Supreme Court of Georgia

March 16, 2015

HUGHES
v.
THE STATE

Certiorari to the Court of Appeals of Georgia -- 325 Ga.App. 429.

Allen M. Trapp, Jr., Hagler, Jackson & Walters, Richard C. Hagler, for appellant.

Julia Fessenden Slater, District Attorney, Wesley A. Lambertus, Assistant District Attorney, for appellee.

BLACKWELL, Justice. All the Justices concur.

OPINION

Page 637

Blackwell, Justice.

Under OCGA § 40-5-55 (a), a law enforcement officer may insist that a driver involved in a traffic accident resulting in serious injuries or fatalities submit to a test of his blood for the presence of alcohol and drugs, so long as the officer has probable cause to believe that the driver was driving under the influence of alcohol or drugs.[1] Hough v. State, 279 Ga. 711, 713 (1) (a) (620 S.E.2d 380) (2005). Following a fatal accident in June 2011, officers insisted that Jack Hughes -- the driver of a vehicle involved in that accident -- submit to a blood test. Hughes did so, but he later was indicted for several crimes in connection with the accident,[2] and he then moved to

Page 638

suppress the results of the blood test, asserting that the officers were without probable cause to believe that he had been driving under the influence. The trial court granted his motion, and the State appealed. In State v. Hughes, 325 Ga.App. 429 (750 S.E.2d 789) (2013), the Court of Appeals reversed, although three of its judges dissented.
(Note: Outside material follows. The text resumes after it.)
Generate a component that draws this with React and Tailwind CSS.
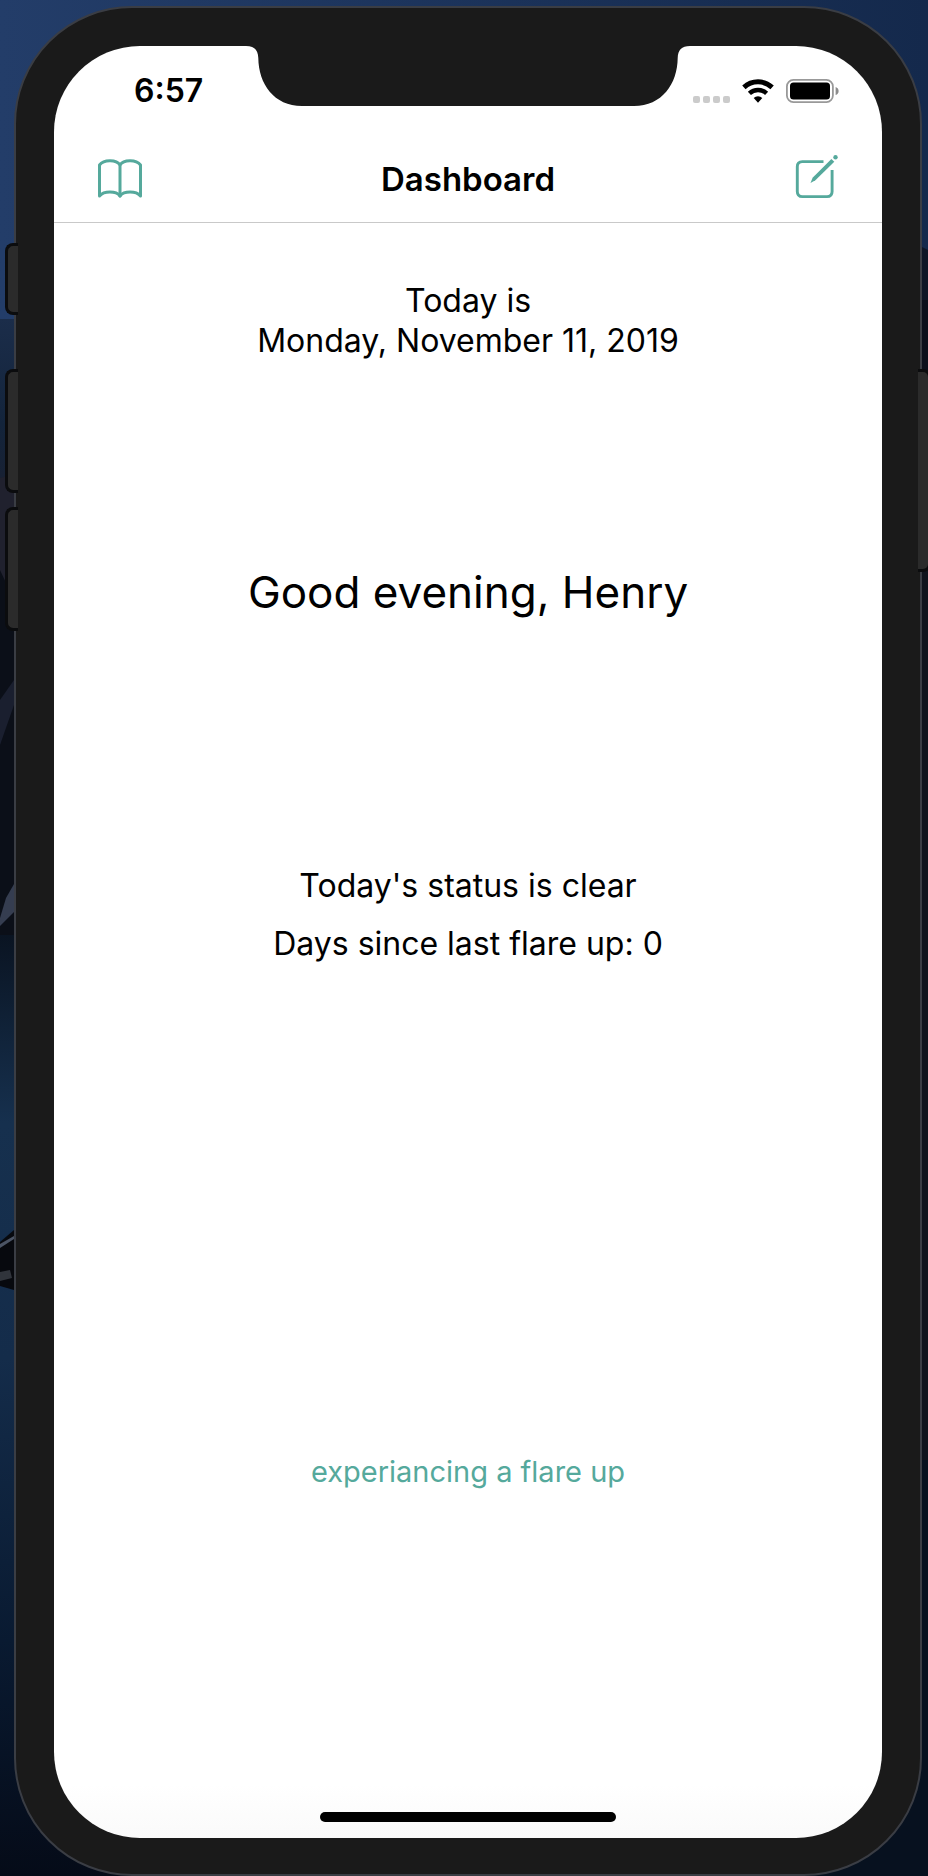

We issued a writ of certiorari to review the decision of the Court of Appeals, and although we find that the Court of Appeals applied the wrong standard of review, we conclude that it nevertheless reached the right result. Accordingly, we affirm the judgment of the Court of Appeals.

[296 Ga. 745] 1. We start with the standard of review. As the trial court considered the motion to suppress, it heard from three law enforcement officers, each of whom testified about the things he saw and heard at the scene of the accident, things that eventually led the officers to insist that Hughes submit to a blood test. Hughes presented no evidence of his own at the evidentiary hearing, although his lawyers did subject the officers to cross-examination. In its order granting the motion to suppress, the trial court expressly made findings about many -- but not all -- of the facts to which the officers had testified. By these findings, the trial court accepted several facts to which the officers had testified, including that they observed at the scene of the accident that Hughes seemed drowsy, that he may have been unsteady on his feet, that his eyes were red and glassy, and that he had a number of pills on his person. The trial court did not expressly reject any fact to which the officers had testified, and the trial court made no explicit findings about their credibility. Nevertheless, there were facts to which the officers had testified about which the trial court said nothing at all. For instance, one officer testified that Hughes had dilated pupils, but the trial court did not mention dilation in its order. Likewise, one officer testified that Hughes was hesitant in response to questions from the officers, but the trial court said nothing in its order about hesitation or evasiveness.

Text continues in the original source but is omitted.